A run of records
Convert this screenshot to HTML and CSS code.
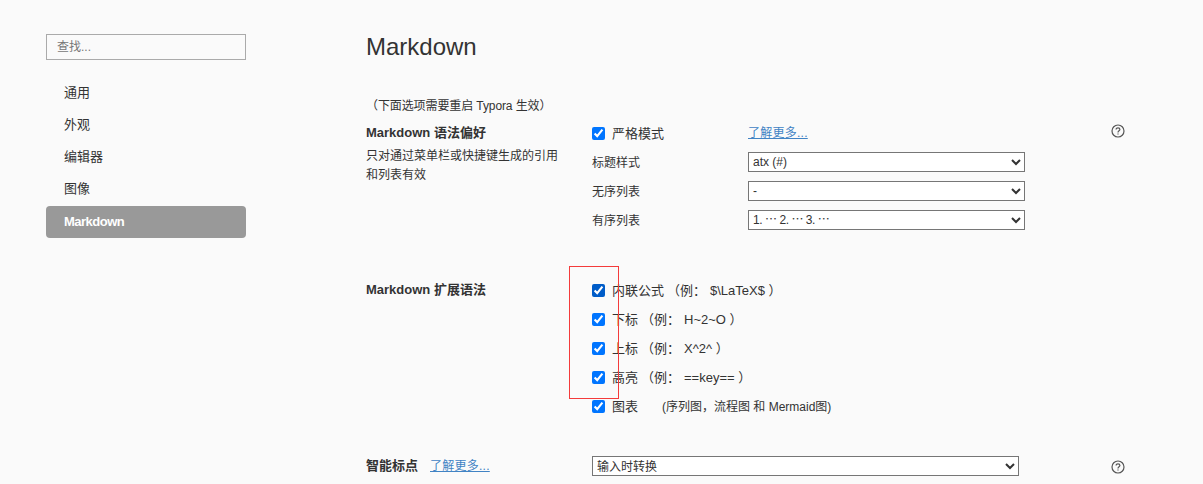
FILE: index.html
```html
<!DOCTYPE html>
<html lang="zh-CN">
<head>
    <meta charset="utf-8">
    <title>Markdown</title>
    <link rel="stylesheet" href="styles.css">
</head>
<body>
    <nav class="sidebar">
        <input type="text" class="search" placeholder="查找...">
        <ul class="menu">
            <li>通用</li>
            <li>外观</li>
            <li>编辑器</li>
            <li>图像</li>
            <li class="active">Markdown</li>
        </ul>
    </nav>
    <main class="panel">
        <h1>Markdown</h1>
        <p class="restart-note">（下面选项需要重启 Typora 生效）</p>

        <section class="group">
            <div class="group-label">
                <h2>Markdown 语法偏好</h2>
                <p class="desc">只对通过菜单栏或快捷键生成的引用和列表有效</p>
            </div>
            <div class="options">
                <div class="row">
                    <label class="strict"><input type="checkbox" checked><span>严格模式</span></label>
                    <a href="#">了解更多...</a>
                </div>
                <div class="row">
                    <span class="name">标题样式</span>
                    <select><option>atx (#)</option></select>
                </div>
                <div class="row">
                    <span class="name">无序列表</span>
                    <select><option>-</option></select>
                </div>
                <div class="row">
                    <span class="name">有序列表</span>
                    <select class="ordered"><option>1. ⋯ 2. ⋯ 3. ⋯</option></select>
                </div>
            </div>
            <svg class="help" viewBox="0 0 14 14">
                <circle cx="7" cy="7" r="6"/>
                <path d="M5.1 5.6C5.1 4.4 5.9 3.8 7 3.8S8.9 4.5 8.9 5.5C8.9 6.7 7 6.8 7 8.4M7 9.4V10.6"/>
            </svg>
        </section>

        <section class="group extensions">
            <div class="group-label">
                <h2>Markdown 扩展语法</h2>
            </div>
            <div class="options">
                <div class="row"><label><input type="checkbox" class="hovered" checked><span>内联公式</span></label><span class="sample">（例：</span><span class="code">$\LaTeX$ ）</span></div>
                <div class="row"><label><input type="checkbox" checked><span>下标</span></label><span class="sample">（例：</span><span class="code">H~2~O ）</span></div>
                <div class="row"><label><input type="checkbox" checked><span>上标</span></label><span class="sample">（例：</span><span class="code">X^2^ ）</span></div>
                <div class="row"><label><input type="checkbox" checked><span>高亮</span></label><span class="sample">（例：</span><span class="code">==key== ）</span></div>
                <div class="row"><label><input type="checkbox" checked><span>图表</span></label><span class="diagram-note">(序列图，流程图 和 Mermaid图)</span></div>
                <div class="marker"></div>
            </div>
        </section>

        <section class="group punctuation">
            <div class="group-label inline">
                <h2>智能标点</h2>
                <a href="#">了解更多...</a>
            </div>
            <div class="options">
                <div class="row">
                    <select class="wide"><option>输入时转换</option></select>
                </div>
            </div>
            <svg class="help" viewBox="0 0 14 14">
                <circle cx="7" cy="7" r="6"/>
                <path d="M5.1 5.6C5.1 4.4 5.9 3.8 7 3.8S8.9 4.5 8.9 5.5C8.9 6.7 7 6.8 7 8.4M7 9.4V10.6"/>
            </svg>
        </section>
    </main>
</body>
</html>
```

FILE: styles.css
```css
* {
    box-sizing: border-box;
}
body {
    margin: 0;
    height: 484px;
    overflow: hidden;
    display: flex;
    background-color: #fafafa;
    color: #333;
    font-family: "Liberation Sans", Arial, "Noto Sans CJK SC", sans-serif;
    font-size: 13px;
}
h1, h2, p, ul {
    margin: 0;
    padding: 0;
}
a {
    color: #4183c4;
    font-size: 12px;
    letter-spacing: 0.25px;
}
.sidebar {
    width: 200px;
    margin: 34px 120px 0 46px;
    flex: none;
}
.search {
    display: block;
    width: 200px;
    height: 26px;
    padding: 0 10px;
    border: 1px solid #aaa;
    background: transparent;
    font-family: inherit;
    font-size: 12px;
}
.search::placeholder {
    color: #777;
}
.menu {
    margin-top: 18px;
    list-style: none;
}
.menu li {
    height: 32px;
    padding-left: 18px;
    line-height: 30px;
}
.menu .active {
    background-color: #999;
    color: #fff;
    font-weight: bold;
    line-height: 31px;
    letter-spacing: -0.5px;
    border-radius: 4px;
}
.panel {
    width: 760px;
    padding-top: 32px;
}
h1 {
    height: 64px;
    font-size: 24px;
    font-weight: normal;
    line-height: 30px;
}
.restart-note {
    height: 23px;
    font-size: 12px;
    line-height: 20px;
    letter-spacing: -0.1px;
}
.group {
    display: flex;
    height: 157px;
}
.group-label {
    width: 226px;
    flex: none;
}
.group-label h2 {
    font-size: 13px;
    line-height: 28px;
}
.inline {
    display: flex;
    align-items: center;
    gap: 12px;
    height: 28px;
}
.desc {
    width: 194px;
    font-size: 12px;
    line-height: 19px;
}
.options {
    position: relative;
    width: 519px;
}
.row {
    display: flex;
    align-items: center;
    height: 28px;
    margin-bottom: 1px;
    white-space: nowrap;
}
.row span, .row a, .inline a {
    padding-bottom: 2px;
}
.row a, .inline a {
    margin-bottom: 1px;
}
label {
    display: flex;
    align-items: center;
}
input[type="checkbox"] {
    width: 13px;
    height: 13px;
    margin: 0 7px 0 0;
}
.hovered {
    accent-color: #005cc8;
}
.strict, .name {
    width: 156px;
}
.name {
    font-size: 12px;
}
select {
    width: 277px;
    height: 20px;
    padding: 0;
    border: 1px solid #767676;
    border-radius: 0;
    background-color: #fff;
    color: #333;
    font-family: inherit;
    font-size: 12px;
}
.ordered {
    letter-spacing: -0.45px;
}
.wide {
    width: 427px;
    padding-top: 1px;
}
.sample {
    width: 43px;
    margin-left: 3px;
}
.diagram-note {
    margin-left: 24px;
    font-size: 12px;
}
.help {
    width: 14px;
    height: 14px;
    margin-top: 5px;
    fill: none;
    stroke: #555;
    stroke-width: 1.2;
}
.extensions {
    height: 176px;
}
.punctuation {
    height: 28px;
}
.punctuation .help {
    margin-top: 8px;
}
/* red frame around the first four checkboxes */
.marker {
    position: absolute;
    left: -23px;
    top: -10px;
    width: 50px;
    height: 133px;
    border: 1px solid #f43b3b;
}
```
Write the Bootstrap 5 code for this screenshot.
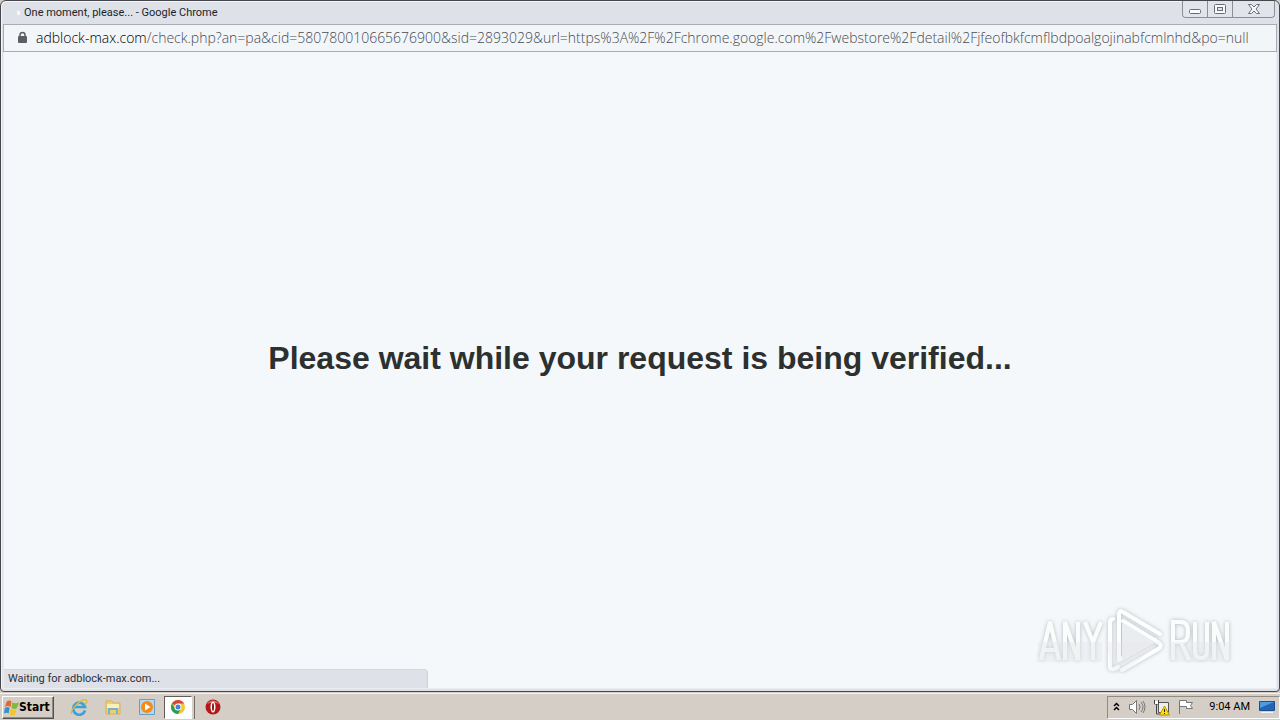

> [TO BE DONE]: Leaving the pictures aside, transcribe the entire listing exactly.

> [FULL OUTPUT]:
Convert this screenshot to HTML and CSS code.
FILE: index.html
```html
<!DOCTYPE html>
<html lang="zh-CN">
<head>
    <meta charset="utf-8">
    <title>Markdown</title>
    <link rel="stylesheet" href="styles.css">
</head>
<body>
    <nav class="sidebar">
        <input type="text" class="search" placeholder="查找...">
        <ul class="menu">
            <li>通用</li>
            <li>外观</li>
            <li>编辑器</li>
            <li>图像</li>
            <li class="active">Markdown</li>
        </ul>
    </nav>
    <main class="panel">
        <h1>Markdown</h1>
        <p class="restart-note">（下面选项需要重启 Typora 生效）</p>

        <section class="group">
            <div class="group-label">
                <h2>Markdown 语法偏好</h2>
                <p class="desc">只对通过菜单栏或快捷键生成的引用和列表有效</p>
            </div>
            <div class="options">
                <div class="row">
                    <label class="strict"><input type="checkbox" checked><span>严格模式</span></label>
                    <a href="#">了解更多...</a>
                </div>
                <div class="row">
                    <span class="name">标题样式</span>
                    <select><option>atx (#)</option></select>
                </div>
                <div class="row">
                    <span class="name">无序列表</span>
                    <select><option>-</option></select>
                </div>
                <div class="row">
                    <span class="name">有序列表</span>
                    <select class="ordered"><option>1. ⋯ 2. ⋯ 3. ⋯</option></select>
                </div>
            </div>
            <svg class="help" viewBox="0 0 14 14">
                <circle cx="7" cy="7" r="6"/>
                <path d="M5.1 5.6C5.1 4.4 5.9 3.8 7 3.8S8.9 4.5 8.9 5.5C8.9 6.7 7 6.8 7 8.4M7 9.4V10.6"/>
            </svg>
        </section>

        <section class="group extensions">
            <div class="group-label">
                <h2>Markdown 扩展语法</h2>
            </div>
            <div class="options">
                <div class="row"><label><input type="checkbox" class="hovered" checked><span>内联公式</span></label><span class="sample">（例：</span><span class="code">$\LaTeX$ ）</span></div>
                <div class="row"><label><input type="checkbox" checked><span>下标</span></label><span class="sample">（例：</span><span class="code">H~2~O ）</span></div>
                <div class="row"><label><input type="checkbox" checked><span>上标</span></label><span class="sample">（例：</span><span class="code">X^2^ ）</span></div>
                <div class="row"><label><input type="checkbox" checked><span>高亮</span></label><span class="sample">（例：</span><span class="code">==key== ）</span></div>
                <div class="row"><label><input type="checkbox" checked><span>图表</span></label><span class="diagram-note">(序列图，流程图 和 Mermaid图)</span></div>
                <div class="marker"></div>
            </div>
        </section>

        <section class="group punctuation">
            <div class="group-label inline">
                <h2>智能标点</h2>
                <a href="#">了解更多...</a>
            </div>
            <div class="options">
                <div class="row">
                    <select class="wide"><option>输入时转换</option></select>
                </div>
            </div>
            <svg class="help" viewBox="0 0 14 14">
                <circle cx="7" cy="7" r="6"/>
                <path d="M5.1 5.6C5.1 4.4 5.9 3.8 7 3.8S8.9 4.5 8.9 5.5C8.9 6.7 7 6.8 7 8.4M7 9.4V10.6"/>
            </svg>
        </section>
    </main>
</body>
</html>
```

FILE: styles.css
```css
* {
    box-sizing: border-box;
}
body {
    margin: 0;
    height: 484px;
    overflow: hidden;
    display: flex;
    background-color: #fafafa;
    color: #333;
    font-family: "Liberation Sans", Arial, "Noto Sans CJK SC", sans-serif;
    font-size: 13px;
}
h1, h2, p, ul {
    margin: 0;
    padding: 0;
}
a {
    color: #4183c4;
    font-size: 12px;
    letter-spacing: 0.25px;
}
.sidebar {
    width: 200px;
    margin: 34px 120px 0 46px;
    flex: none;
}
.search {
    display: block;
    width: 200px;
    height: 26px;
    padding: 0 10px;
    border: 1px solid #aaa;
    background: transparent;
    font-family: inherit;
    font-size: 12px;
}
.search::placeholder {
    color: #777;
}
.menu {
    margin-top: 18px;
    list-style: none;
}
.menu li {
    height: 32px;
    padding-left: 18px;
    line-height: 30px;
}
.menu .active {
    background-color: #999;
    color: #fff;
    font-weight: bold;
    line-height: 31px;
    letter-spacing: -0.5px;
    border-radius: 4px;
}
.panel {
    width: 760px;
    padding-top: 32px;
}
h1 {
    height: 64px;
    font-size: 24px;
    font-weight: normal;
    line-height: 30px;
}
.restart-note {
    height: 23px;
    font-size: 12px;
    line-height: 20px;
    letter-spacing: -0.1px;
}
.group {
    display: flex;
    height: 157px;
}
.group-label {
    width: 226px;
    flex: none;
}
.group-label h2 {
    font-size: 13px;
    line-height: 28px;
}
.inline {
    display: flex;
    align-items: center;
    gap: 12px;
    height: 28px;
}
.desc {
    width: 194px;
    font-size: 12px;
    line-height: 19px;
}
.options {
    position: relative;
    width: 519px;
}
.row {
    display: flex;
    align-items: center;
    height: 28px;
    margin-bottom: 1px;
    white-space: nowrap;
}
.row span, .row a, .inline a {
    padding-bottom: 2px;
}
.row a, .inline a {
    margin-bottom: 1px;
}
label {
    display: flex;
    align-items: center;
}
input[type="checkbox"] {
    width: 13px;
    height: 13px;
    margin: 0 7px 0 0;
}
.hovered {
    accent-color: #005cc8;
}
.strict, .name {
    width: 156px;
}
.name {
    font-size: 12px;
}
select {
    width: 277px;
    height: 20px;
    padding: 0;
    border: 1px solid #767676;
    border-radius: 0;
    background-color: #fff;
    color: #333;
    font-family: inherit;
    font-size: 12px;
}
.ordered {
    letter-spacing: -0.45px;
}
.wide {
    width: 427px;
    padding-top: 1px;
}
.sample {
    width: 43px;
    margin-left: 3px;
}
.diagram-note {
    margin-left: 24px;
    font-size: 12px;
}
.help {
    width: 14px;
    height: 14px;
    margin-top: 5px;
    fill: none;
    stroke: #555;
    stroke-width: 1.2;
}
.extensions {
    height: 176px;
}
.punctuation {
    height: 28px;
}
.punctuation .help {
    margin-top: 8px;
}
/* red frame around the first four checkboxes */
.marker {
    position: absolute;
    left: -23px;
    top: -10px;
    width: 50px;
    height: 133px;
    border: 1px solid #f43b3b;
}
```
Write the Bootstrap 5 code for this screenshot.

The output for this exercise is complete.